WILD GEESE: Emigrant business leaders on opportunities abroad:Gerry Lenihan, CEO Alfoldi Tej, Hungary's biggest milk processor
IT IS A long way from Dublin to the little town of Paszto in northern Hungary – especially when you travel via Sudan – but it is a journey that Gerry Lenihan is more than happy to have made.
Lenihan is now chief executive of Alfoldi Tej, Hungary’s biggest milk processor, and he is based in the capital, Budapest.
The skills that took him to the top of a sector that is still deeply wary of foreign involvement were learned well beyond the citys genteel confines.
Born in Dublin in 1962, Lenihan graduated in business studies from the National Institute of Higher Education – now Dublin City University – before qualifying as an accountant with Stokes Kennedy Crowley and Co before it became part of industry behemoth KPMG.
After taking his articles in Dublin, Lenihan was, he recalls with a smile, “keen to do something different”.
“I joined Irish NGO Concern as an accountant and financial manager in Sudan. I was based in Khartoum but saw lots of the country, overseeing the budget and accounts and reporting to funding agencies.
“It was very interesting and Sudan was quite a big project when I was there in 1989-90. There was a war between the north and south of the country, big emergency programmes and ongoing development programmes,” Lenihan adds.
“We were probably spending about €20 million a year and we had about 40 expat staff and 600 Sudanese.”
After the excitement of Sudan, Lenihan returned to Ireland only to seek another way to leave.
“I spent half a year temping in banks while I looked for a job outside Ireland,” he says over coffee in a cafe near his home on the leafy Buda side of the Danube river. “I found one with Avonmore, who were opening a big cheese-making plant in Wales, so I went there as a accountant.”
Lenihan was soon on his travels again, however.
Avonmore bought a cheese factory in Paszto in 1992, and he arrived in Hungary on a six-month mission to establish financial systems for the plant.
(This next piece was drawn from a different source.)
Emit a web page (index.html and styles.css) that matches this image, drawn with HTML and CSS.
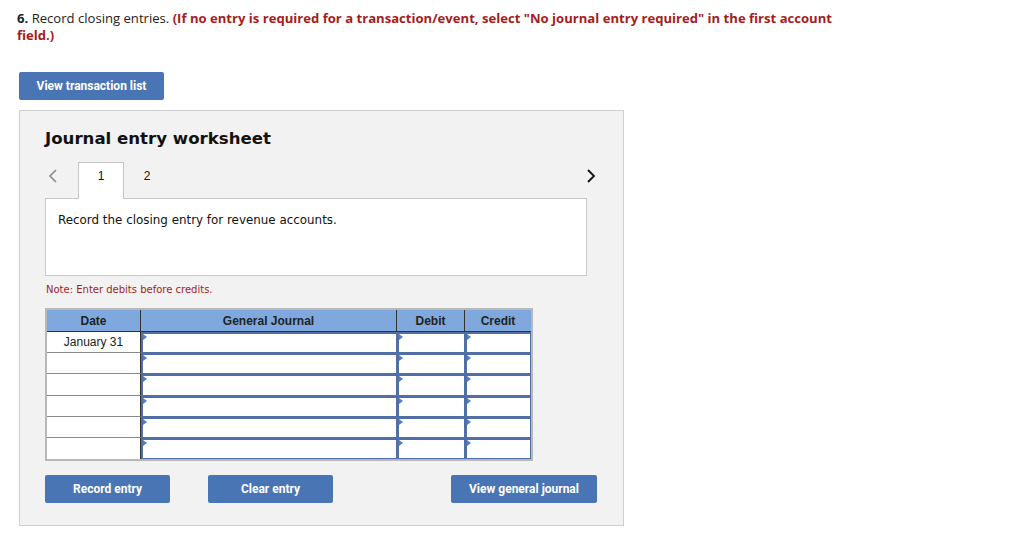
FILE: index.html
```html
<!DOCTYPE html>
<html>
<head>
<meta charset="utf-8">
<link rel="stylesheet" href="styles.css">
</head>
<body>
<div class="page">
  <p class="question"><b>6.</b> Record closing entries. <span class="hint">(If no entry is required for a transaction/event, select "No journal entry required" in the first account field.)</span></p>
  <button class="btn btn-list">View transaction list</button>
  <div class="panel">
    <h2 class="title">Journal entry worksheet</h2>
    <div class="tabs">
      <span class="arrow prev"><svg width="10" height="16" viewBox="0 0 10 16"><path d="M8 2 L2 8 L8 14" fill="none" stroke="#8a8a8a" stroke-width="1.6"/></svg></span>
      <span class="tab active">1</span>
      <span class="tab">2</span>
      <span class="arrow next"><svg width="10" height="16" viewBox="0 0 10 16"><path d="M2 2 L8 8 L2 14" fill="none" stroke="#111" stroke-width="1.8"/></svg></span>
    </div>
    <div class="desc">Record the closing entry for revenue accounts.</div>
    <p class="note">Note: Enter debits before credits.</p>
    <div class="jtable">
      <div class="th">Date</div>
      <div class="th">General Journal</div>
      <div class="th">Debit</div>
      <div class="th last">Credit</div>

      <div class="date">January 31</div>
      <div class="cell"><div class="inp"></div></div>
      <div class="cell"><div class="inp"></div></div>
      <div class="cell"><div class="inp"></div></div>

      <div class="date"></div>
      <div class="cell"><div class="inp"></div></div>
      <div class="cell"><div class="inp"></div></div>
      <div class="cell"><div class="inp"></div></div>

      <div class="date"></div>
      <div class="cell"><div class="inp"></div></div>
      <div class="cell"><div class="inp"></div></div>
      <div class="cell"><div class="inp"></div></div>

      <div class="date"></div>
      <div class="cell"><div class="inp"></div></div>
      <div class="cell"><div class="inp"></div></div>
      <div class="cell"><div class="inp"></div></div>

      <div class="date"></div>
      <div class="cell"><div class="inp"></div></div>
      <div class="cell"><div class="inp"></div></div>
      <div class="cell"><div class="inp"></div></div>

      <div class="date lastrow"></div>
      <div class="cell"><div class="inp"></div></div>
      <div class="cell"><div class="inp"></div></div>
      <div class="cell"><div class="inp"></div></div>
    </div>
    <div class="actions">
      <div class="group">
        <button class="btn btn-record">Record entry</button>
        <button class="btn btn-clear">Clear entry</button>
      </div>
      <button class="btn btn-view">View general journal</button>
    </div>
  </div>
</div>
</body>
</html>
```

FILE: styles.css
```css
* { box-sizing: border-box; }
html, body { margin: 0; padding: 0; background: #fff; }
.page {
  padding: 10px 0 0 19px;
  font-family: "Open Sans", "Liberation Sans", sans-serif;
}
.question {
  margin: 0 0 28px -2px;
  font-size: 13.1px;
  line-height: 17px;
  color: #222;
  width: 840px;
}
.question b { font-weight: 700; }
.hint { color: #a51c1c; font-weight: 700; }

.btn {
  display: block;
  height: 28px;
  border: none;
  border-radius: 2px;
  background: #4a75b4;
  color: #fff;
  font-family: Roboto, "Liberation Sans", sans-serif;
  font-weight: 700;
  font-size: 12px;
  padding: 0;
  text-align: center;
}
.btn-list { width: 145px; }

.panel {
  margin-top: 10px;
  width: 605px;
  height: 416px;
  background: #f2f2f2;
  border: 1px solid #cfcfcf;
  padding: 18px 0 0 25px;
  font-family: "DejaVu Sans", Verdana, sans-serif;
}
.title {
  margin: 0;
  font-size: 16.6px;
  line-height: 20px;
  font-weight: 700;
  color: #111;
}
.tabs {
  margin-top: 13px;
  display: flex;
  align-items: stretch;
  width: 552px;
  height: 37px;
  position: relative;
  z-index: 1;
  margin-bottom: -1px;
}
.arrow { display: flex; align-items: flex-start; padding-top: 6px; }
.prev { width: 33px; padding-left: 3px; }
.next { margin-left: auto; padding-right: 1px; }
.tab {
  width: 46px;
  display: flex;
  align-items: flex-start;
  justify-content: center;
  padding-top: 7px;
  line-height: 14px;
  font-family: "Liberation Sans", Arial, sans-serif;
  font-size: 12px;
  color: #111;
}
.tab.active {
  background: #fff;
  border: 1px solid #c4c4c4;
  border-bottom: none;
  padding-top: 6px;
}
.desc {
  width: 542px;
  height: 78px;
  background: #fff;
  border: 1px solid #c8c8c8;
  padding: 13px 12px;
  font-size: 11.9px;
  line-height: 16px;
  color: #111;
}
.note {
  margin: 7px 0 0 1px;
  font-size: 10px;
  line-height: 13px;
  color: #a51c1c;
}
.jtable {
  margin-top: 12px;
  width: 488px;
  display: grid;
  grid-template-columns: 94px 256px 68px 66px;
  grid-template-rows: 22px 21px 21px 22px 21px 21px 21px;
  border: 2px solid #b8b8b8;
  background: #fff;
  font-family: "Liberation Sans", Arial, sans-serif;
  font-size: 12px;
}
.th {
  background: #7fa9de;
  border-right: 1px solid #333;
  border-bottom: 1px solid #333;
  font-weight: 700;
  color: #222;
  display: flex;
  align-items: center;
  justify-content: center;
}
.th.last { border-right: none; }
.date {
  border-right: 1px solid #333;
  border-bottom: 1px solid #8a8a8a;
  display: flex;
  align-items: center;
  justify-content: center;
  color: #222;
}
.date.lastrow { border-bottom: none; }
.cell { padding: 0; }
.inp {
  position: relative;
  height: 100%;
  background: #fff;
  border: 1px solid #4f6fa6;
  border-top-width: 2px;
  border-left-width: 2px;
}
.inp::before {
  content: "";
  position: absolute;
  top: 0;
  left: 0;
  border-left: 4px solid #4a80cc;
  border-top: 3px solid transparent;
  border-bottom: 3px solid transparent;
}
.actions {
  margin-top: 14px;
  width: 552px;
  display: flex;
  justify-content: space-between;
}
.group { display: flex; gap: 38px; }
.btn-record { width: 125px; }
.btn-clear { width: 125px; }
.btn-view { width: 146px; }
```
Eighteen years later, he is still here.
In 1994 Lenihan became general manager for the Hungarian business, then bought the operation with colleagues and venture capitalists in 1996 when Avonmore decided to leave the country.
They developed the company and two years later they sold it to Italian dairy outfit Sole, which by 2003-04 became the second- biggest dairy firm in Hungary, with turnover of about €200 million, according to Lenihan. He was general manager of the merged firm, which employed some 1,000 people and ran four factories around the country.
Sole then merged with Hungarian rival Mizo in 2005, shortly after which Lenihan left the company and joined Alfoldi Tej.
“It was set up in 2003 basically as a co-operative of dairy farmers and they sold milk in Hungary and abroad.
“When I joined, they had decided to get into processing and manufacturing and the main task was to transform milk into raw material and value-added, gain market share and develop our factory,” Lenihan says.
“It was a big challenge. We had lots of milk but no market. Now we do lots of ‘private label business’ for the likes of Spar and Tesco, and we have our own brands. The model is high volume, relatively small margins, high efficiency and low costs.
“We have the biggest dairy factory in Hungary, about 460 employees and produce 260 million kilos of milk a year.”
All but two of those employees are Hungarian, hardly a surprise in a country that is extremely protective of its agricultural sector and is ambivalent about foreign influence.
“Ours is a real Hungarian company,” Lenihan adds. “As a chartered accountant from Ireland, I suppose I come from an Anglo- Saxon business culture – focused, direct, ‘let’s do x, y and z by x date’.
“Hungarians have a different style of working. There is generally more discussion of topics and the decision-making process is probably longer because consultation and discussion are more extensive.”
An important element in Lenihan’s success in Hungary is his competence in its notoriously difficult language.
“The board of directors only speaks Hungarian, so I have to,” he says. “You’re too far from everything if you use a translator, it’s not practical. Of course I make mistakes, but my colleagues tolerate that.”
Lenihan says he also speaks somewhat rusty Irish and French, as well as some Arabic – the native tongue of his Sudanese wife with whom he has three children.
Hungary and most of its formerly communist neighbours are now in the European Union and are very different from the early 1990s, when businessmen could swiftly win and lose fortunes in the “wild east” during its transition to capitalism.
“There were more opportunities for foreigners back then, when it was harder to find locals with the right abilities and languages,” he reflects.
“Perhaps chances for junior people and fresh graduates are more limited here now, but there are always opportunities for enterprising people who know that time, effort and energy are required.”